Dan Wilkins ’16
The message in Tim Wise’s lecture on “White Denial in the Age of Obama” was clear—racism is still a pertinent issue rooted in American society. Wise captivated the audience by using a mix of analogies, personal anecdotes and statistics to demonstrate the prevalence of racism in our culture.
Wise opened the lecture by acknowledging the inherent problem that someone like him, who is white, is leading a discussion on racism. He claimed that, despite his own experiences and involvement in human rights, he had little to add to the conversation in comparison to the experiences that people of color face on a daily basis. However, Wise acknowledged that Americans don’t seem ready—or comfortable—to discuss racism with people of color. Until that can happen, Wise feels that it is important for people like him to continue to lead discussions to raise awareness of the still present issue of racism in America.The biggest problem Wise addressed was the way racism has become subconsciously engrained into the minds of many Americans. In one instance, he cited a specific study, which demonstrates the subconscious nature of modern racism. In the study, a group of white participants were asked a serious of questions that were found not to be overtly racist.
This same group of people were then shown a series of images while the researchers observed the participants’ brain signals. When an image of a black person was flashed across the screen, almost all of the participants showed increased activity in sections of the brain related to fear. While the people in this study were not overtly racist they showed that they subconsciously held biases against people of color. Wise affirmed that this level of deep-rooted racism exists for a variety of reasons. One of the main causes he highlighted was the way the media portrays various races in America. In one specific study, individuals were asked to picture a criminal. According to Wise, 75% of white people and 45% of black people pictured a black person. Wise claimed that the media treats black criminals significantly differently from white criminals and, as a result, causes significant racial biases.
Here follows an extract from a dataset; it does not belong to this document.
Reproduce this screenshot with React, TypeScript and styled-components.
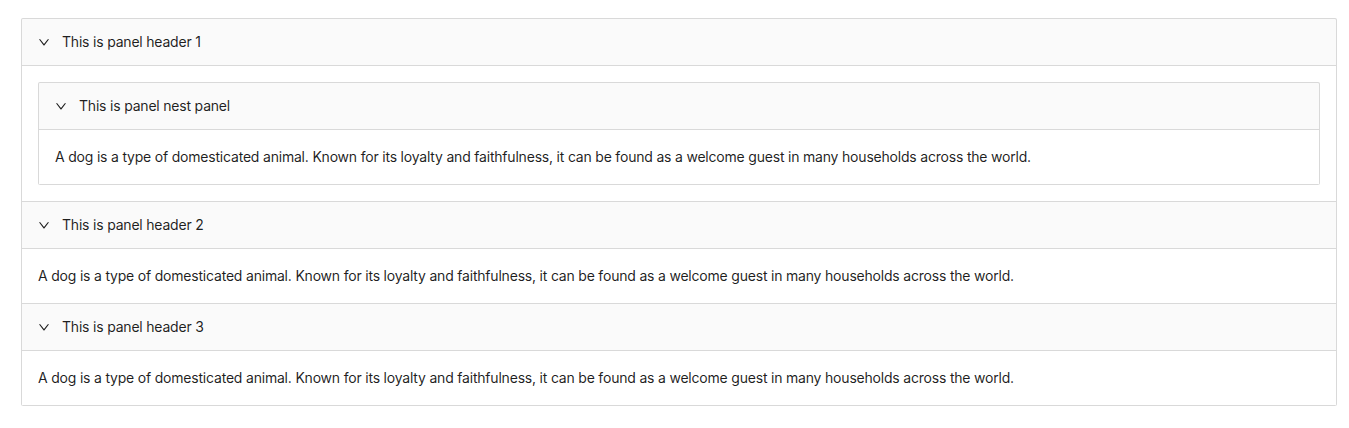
import React from "react";
import styled, { createGlobalStyle } from "styled-components";

const GlobalStyle = createGlobalStyle`
  html, body { margin: 0; padding: 0; background: #ffffff; }
  body {
    font-family: Inter, "Noto Sans", "Liberation Sans", sans-serif;
    font-size: 14px;
    line-height: 22px;
    letter-spacing: -0.2px;
    color: rgba(0, 0, 0, 0.88);
  }
`;

const Page = styled.div`
  padding: 18px 12px 0 21px;
`;

const Collapse = styled.div`
  border: 1px solid #d9d9d9;
  border-bottom: 0;
  border-radius: 2px;
  background: rgba(0, 0, 0, 0.02);
  overflow: hidden;
`;

const Item = styled.div`
  border-bottom: 1px solid #d9d9d9;
`;

const Header = styled.div`
  display: flex;
  align-items: flex-start;
  padding: 12px 16px;
  line-height: 22px;
  color: rgba(0, 0, 0, 0.88);
  cursor: pointer;
`;

const IconWrap = styled.span`
  display: flex;
  align-items: center;
  height: 22px;
  margin-right: 12px;
  font-size: 12px;
`;

const HeaderText = styled.span`
  flex: auto;
`;

const Content = styled.div`
  background: #ffffff;
  border-top: 1px solid #d9d9d9;
  padding: 16px;
`;

const Arrow = () => (
  <svg
    viewBox="64 64 896 896"
    width="12"
    height="12"
    fill="currentColor"
    style={{ transform: "rotate(90deg)" }}
  >
    <path d="M765.7 486.8L314.9 134.7A7.97 7.97 0 00302 141v77.3c0 4.9 2.3 9.6 6.1 12.6l360 281.1-360 281.1c-3.9 3-6.1 7.7-6.1 12.6V883c0 6.7 7.7 10.4 12.9 6.3l450.8-352.1a31.96 31.96 0 000-50.4z" />
  </svg>
);

const text =
  "A dog is a type of domesticated animal. Known for its loyalty and faithfulness, it can be found as a welcome guest in many households across the world.";

const Panel: React.FC<{ header: string; children: React.ReactNode }> = ({ header, children }) => (
  <Item>
    <Header>
      <IconWrap>
        <Arrow />
      </IconWrap>
      <HeaderText>{header}</HeaderText>
    </Header>
    <Content>{children}</Content>
  </Item>
);

export default function App() {
  return (
    <>
      <GlobalStyle />
      <Page>
        <Collapse>
          <Panel header="This is panel header 1">
            <Collapse>
              <Panel header="This is panel nest panel">{text}</Panel>
            </Collapse>
          </Panel>
          <Panel header="This is panel header 2">{text}</Panel>
          <Panel header="This is panel header 3">{text}</Panel>
        </Collapse>
      </Page>
    </>
  );
}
Wise supported this claim by sharing a few statistics. Although there are no studies that prove a disparity between the amount of white drug users and black drug users, people of color are five times more likely to be incarcerated for drug possession. In addition, 88% of stop and frisks conducted in New York City are done on its black residents.
Wise later used a personal story to show how racism exists in America’s school systems. As a child Wise had a particularly racist teacher who had warned his mother that many of his friends were children of color. His mother promptly had this teacher fired. However, years later, Wise recognizes that removing that teacher did not change the school system at all. Racism was still rampant within the curriculum.
To follow this story, Wise presented the audience with a question. What if we were to test teachers and not allow those that are racist to teach? Wise claims that the majority of the teachers he has asked this question to reply that this sort of limitation would cause a significant shortage in teachers. One of the greatest causes of racism in America is that school children are subjected to racist influences and thinking.
One of the most controversial (and significant) claims that Wise made was the influence of right wing politicians on American racism. Wise referenced the deathbed confessions from the former chairman of the Republican National Committee, Lee Atwater, to support this point. In Atwater’s confession, he reportedly admitted the GOP used certain code words to gain white votes by playing off of the fears of people of color. Wise asserted that right winged fears of “big government” and “taxation” are truly just ploys to gain votes using racist undertones. According to Wise, Atwater’s confession confirms that the Republican Party continues to engrain racism into its members’ minds.
The final message Wise left with the audience is the importance that people continue to discuss and identify racism within America. White people in society have the luxury to ignore racism because they don’t need to understand it. Racism is not directed at them and, therefore, they do not face it on a daily basis. Wise made an analogy to his own life to get this point across. While he was in school, Wise never took calculus. He says that today he is completely ignorant to calculus, because he was never forced to take it. Wise claims that white people are largely ignorant to racism in the same manner. They have the luxury of going through their days without having to acknowledge racism, because it does not directly affect them. People of color, however, do not have this luxury. People of color are forced to face the realities of racism because they encounter it every day. However, Wise admitted that the answer is unclear as to how Americans can work to eliminate racism. On the other hand, he says the first step is to keep talking about racism and to spread awareness about how significant the issue still is.